An organization known as Iowa Vocational Rehabilitation Services (IVRS) has been working with Clayton Ridge staff and students to help prepare all youth, especially those with disabilities, for success after high school. IVRS focuses on job exploration counseling, work-based learning experiences, counseling on opportunities, workplace readiness training and self-advocacy instruction. 

“Based on recommendations from the downtown assessment in December and the city’s comprehensive plan, we decided that it would be beneficial for the community, the employers, and the residents if we started investigating the possibilities of working with the school or with NICC to make sure that we have a reliable, responsible work force – our students – that’s ready to be a part of the community and help the community function at its best,” said Emily Sadewasser, director of Guttenberg’s Chamber of Commerce.

Sadewasser pulled together a meeting between IVRS Rehabilitation Associate Brandi Reisdorf and Clayton Ridge Superintendent Shane Wahls. “Voc rehab is already teaching valuable skills students need to learn about, like how to search for jobs, fill out applications, write a resume,  and have a successful interview,” said Sadewasser. “The organization helps them determine what their post-high school path could be – whether that is going to a 4-year school, a 2-year program, or right into the workforce.

“We learned that the school is working on some of the things that we wanted to make sure were accomplished, such as tours of different businesses in the area, a career day, and the financial literacy program Reality Check. I think those are important things that all fit together with what we’re trying to accomplish, like professional skills training and filling gaps in the work force,” Sadewasser told The Press.

IVRS regularly interacts with students at Clayton Ridge, as well as at high schools in Elkader, Postville, Monona, and other schools and colleges throughout the state. “We typically start working with students their sophomore year of high school, but usually provide some orientation and information to freshmen as well,” said Reisdorf. She and her team communicate with school counselors and superintendents, special education teachers, and resource teachers. In addition to the school personnel, IVRS makes contact with various businesses to focus on job shadows and informational interviewing opportunities for high school students.
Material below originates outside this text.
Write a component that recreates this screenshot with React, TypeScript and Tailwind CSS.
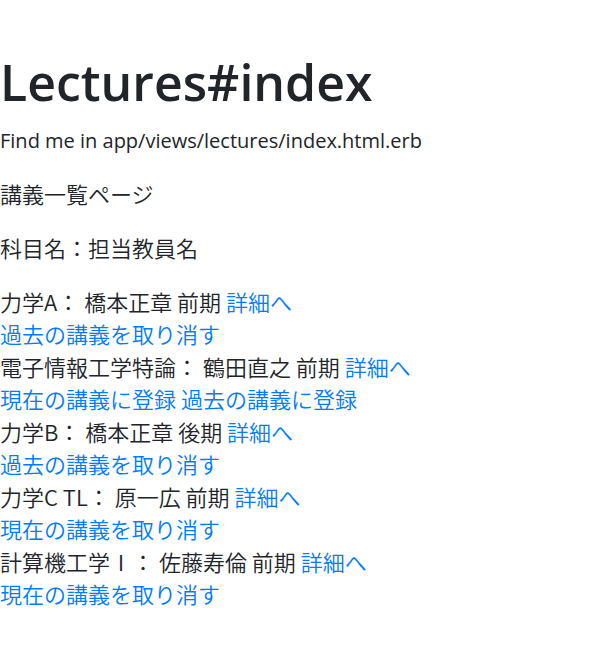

“We focus on working with students that are on an IEP, or 504, or have some type of disability. These are students who have barriers that may result in them needing extra help with finding a job, being successful in post secondary education, and maintaining employment,” said Reisdorf, noting that the skills they teach are valuable for all students. “We can assist with job seeking skills (resume development, filling out job applications, interviewing skills, making contact with employers on behalf of the job candidate), job readiness training (getting to work on time, appropriate work behaviors, attire and grooming, increasing productivity), referral to other resources, assessments, and assistance with rehabilitation technology (purchasing required adaptive equipment to assist the job candidate whether it be hearing aids, or other adaptive devices).  We also have a self-employment program if this is the appropriate route for a job candidate to go.” 

“We haven’t had an opportunity yet, but we would like to be more intermingled into the classrooms to aid in teaching employability skills such as filling out job applications, creating a resume, performing mock interviews, etc.  We also would like to start bringing employers, college representatives, and other speakers to the school to preach these same things,” said Reisdorf.

IVRS also serves a large adult population. "Statewide, we assist thousands of clients successfully in becoming employed in competitive jobs in the community.  Many of the services for youth can carry over to adult services, and we can also connect adults with various services such as job development, supported employment, or on-the-job training programs where we work with the employer to cover some of the employees wages until they are fully trained," Reisdorf told The Press.

"The district currently has numerous things in place that we may be able to have IVRS support or assist with,” said Wahls. “We will need time to determine what those needs are and how we might best collaborate together."